Foreground removal remains an ongoing challenge in radio cosmology, and increasingly sensitive experiments necessitate more robust analysis techniques. In this work, we model simulated data from a single-dish intensity mapping experiment, and use the Gibbs sampling and Gaussian constrained realisation (GCR) techniques to draw samples from the posterior probability distribution of the model parameters. This allows for a separation of the foregrounds and 21 cm signal at the map level, as well as recovery of the 1-dimensional HI power spectrum to within statistical uncertainties. Despite the model consisting of over 2 million free parameters in the example presented here, these methods allow us to sample from the Bayesian posterior at a rate of $<30$ seconds per iteration. This framework is also resilient to frequency channel flagging (e.g. due to RFI excision), with the GCR steps effectively in-painting the missing data with statistically-consistent model realisations. The power spectrum is recovered accurately in the presence of strong foreground contamination and RFI flagging -- the estimate falling within $2\sigma$ of the true model in our example, similar to the commonly-used transfer function correction method. Statistical realisations of foreground and HI maps are also recovered, with associated uncertainties available from the full joint posterior distribution of all parameters.

Editorial analysis

A structured set of objections, weighed in public.

Desk editor's note, referee report, simulated authors' rebuttal, and a circularity audit. Tearing a paper down is the easy half of reading it; the pith above is the substance, this is the friction.

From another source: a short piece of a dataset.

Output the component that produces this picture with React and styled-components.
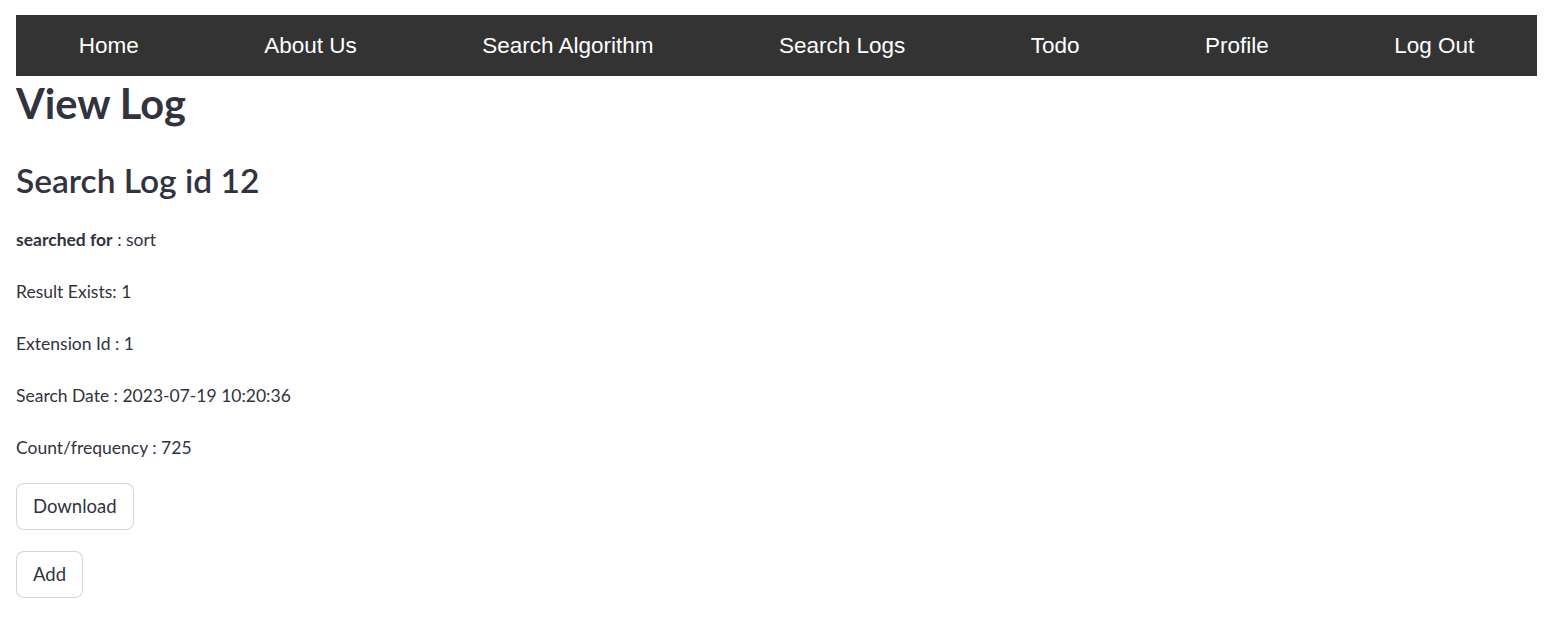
import styled, { createGlobalStyle } from 'styled-components';

const GlobalStyle = createGlobalStyle`
  body {
    margin: 15px 16px;
    background: #ffffff;
    font-family: "Source Sans Pro", Lato, "Noto Sans", sans-serif;
    color: rgb(49, 51, 63);
  }
`;

const links = ['Home', 'About Us', 'Search Algorithm', 'Search Logs', 'Todo', 'Profile', 'Log Out'];

const fields = [
  { label: 'searched for', bold: true, value: ' : sort' },
  { label: 'Result Exists: 1' },
  { label: 'Extension Id : 1' },
  { label: 'Search Date : 2023-07-19 10:20:36' },
  { label: 'Count/frequency : 725' },
];

const App = () => {
  return (
    <>
      <GlobalStyle />
      <NavBar>
        {links.map((l) => (
          <NavLink key={l} href="#">
            {l}
          </NavLink>
        ))}
      </NavBar>
      <Main>
        <Title>View Log</Title>
        <SubTitle>Search Log id 12</SubTitle>
        <Fields>
          {fields.map((f) => (
            <Field key={f.label}>
              {f.bold ? <strong>{f.label}</strong> : f.label}
              {f.value}
            </Field>
          ))}
        </Fields>
        <Buttons>
          <Button>Download</Button>
          <Button>Add</Button>
        </Buttons>
      </Main>
    </>
  );
};
export default App;

const NavBar = styled.nav`
  display: flex;
  justify-content: space-around;
  align-items: center;
  height: 61px;
  background-color: #333333;
`;

const NavLink = styled.a`
  font-family: "Liberation Sans", Arial, sans-serif;
  font-size: 22.5px;
  color: #ffffff;
  text-decoration: none;
`;

const Main = styled.main`
  display: flex;
  flex-direction: column;
  align-items: flex-start;
`;

const Title = styled.h1`
  margin: 3px 0 0;
  font-size: 41.5px;
  font-weight: 700;
  line-height: 1.2;
`;

const SubTitle = styled.h2`
  margin: 31px 0 0;
  font-size: 33.5px;
  font-weight: 600;
  line-height: 1.2;
`;

const Fields = styled.div`
  display: flex;
  flex-direction: column;
  gap: 24px;
  margin-top: 26px;
`;

const Field = styled.p`
  margin: 0;
  font-size: 17.5px;
  line-height: 28px;
  strong {
    font-weight: 700;
  }
`;

const Buttons = styled.div`
  display: flex;
  flex-direction: column;
  align-items: flex-start;
  gap: 21px;
  margin-top: 21px;
`;

const Button = styled.button`
  height: 47px;
  padding: 0 16px;
  font-family: inherit;
  font-size: 18.5px;
  color: rgb(49, 51, 63);
  background: #ffffff;
  border: 1px solid rgba(49, 51, 63, 0.2);
  border-radius: 8px;
  cursor: pointer;
`;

Desk Editor's Note private letter to a colleague

This paper gives a Gibbs sampling plus GCR pipeline that jointly separates foregrounds and the 21 cm signal at map level while estimating the HI power spectrum, with built-in handling for RFI flagging, but the tests stay inside matched simulations.

read the letter

The core contribution is a Bayesian sampler that draws from the joint posterior over foreground maps, 21 cm maps, and the 1D power spectrum for single-dish intensity mapping data cubes. Gibbs sampling handles the high-dimensional parameter space (over two million free parameters in their example) at under 30 seconds per iteration, and the GCR steps in-paint flagged channels with statistically consistent realizations. On their simulated data with strong foregrounds and RFI flagging, the recovered power spectrum sits within 2 sigma of the input truth, and they also output map realizations with uncertainties from the full posterior. That combination of map-level separation and spectrum estimation in one framework is the practical advance here, and the flagging resilience is a clear plus for real survey data reduction. The work is technically clean on its own terms and shows the method scales without obvious bottlenecks in the reported runs. The main limitation is that the simulations are generated from the exact parametric foreground model, Gaussian 21 cm field, and noise model used in the inference. Recovery is therefore a consistency check rather than a test against misspecification or unmodeled systematics. There are no comparisons against real observations or against more complex foreground simulations, and the performance is described as similar to existing transfer-function approaches. Readers working on 21 cm pipeline development for MeerKAT, SKA, or similar single-dish surveys will find the implementation details and the GCR in-painting step useful. The paper is coherent and addresses a genuine analysis need, so it should go to peer review. Reviewers will probably press for additional tests on mismatched simulations and some real-data application, but the current results are solid enough to warrant that discussion.

Referee Report

2 major / 2 minor

Summary. The manuscript presents a Bayesian component separation framework for 21 cm intensity mapping data cubes that combines Gibbs sampling with Gaussian constrained realizations (GCR) to jointly sample the posterior over foreground maps, 21 cm signal maps, noise, and the 1D HI power spectrum parameters. Demonstrated on simulated single-dish observations containing strong foregrounds, a Gaussian HI field, instrumental noise, and frequency flagging, the method recovers map-level separations with uncertainties and yields a 1D power spectrum estimate lying within 2σ of the input truth, at a sampling cost of <30 s per iteration even with >2 million free parameters.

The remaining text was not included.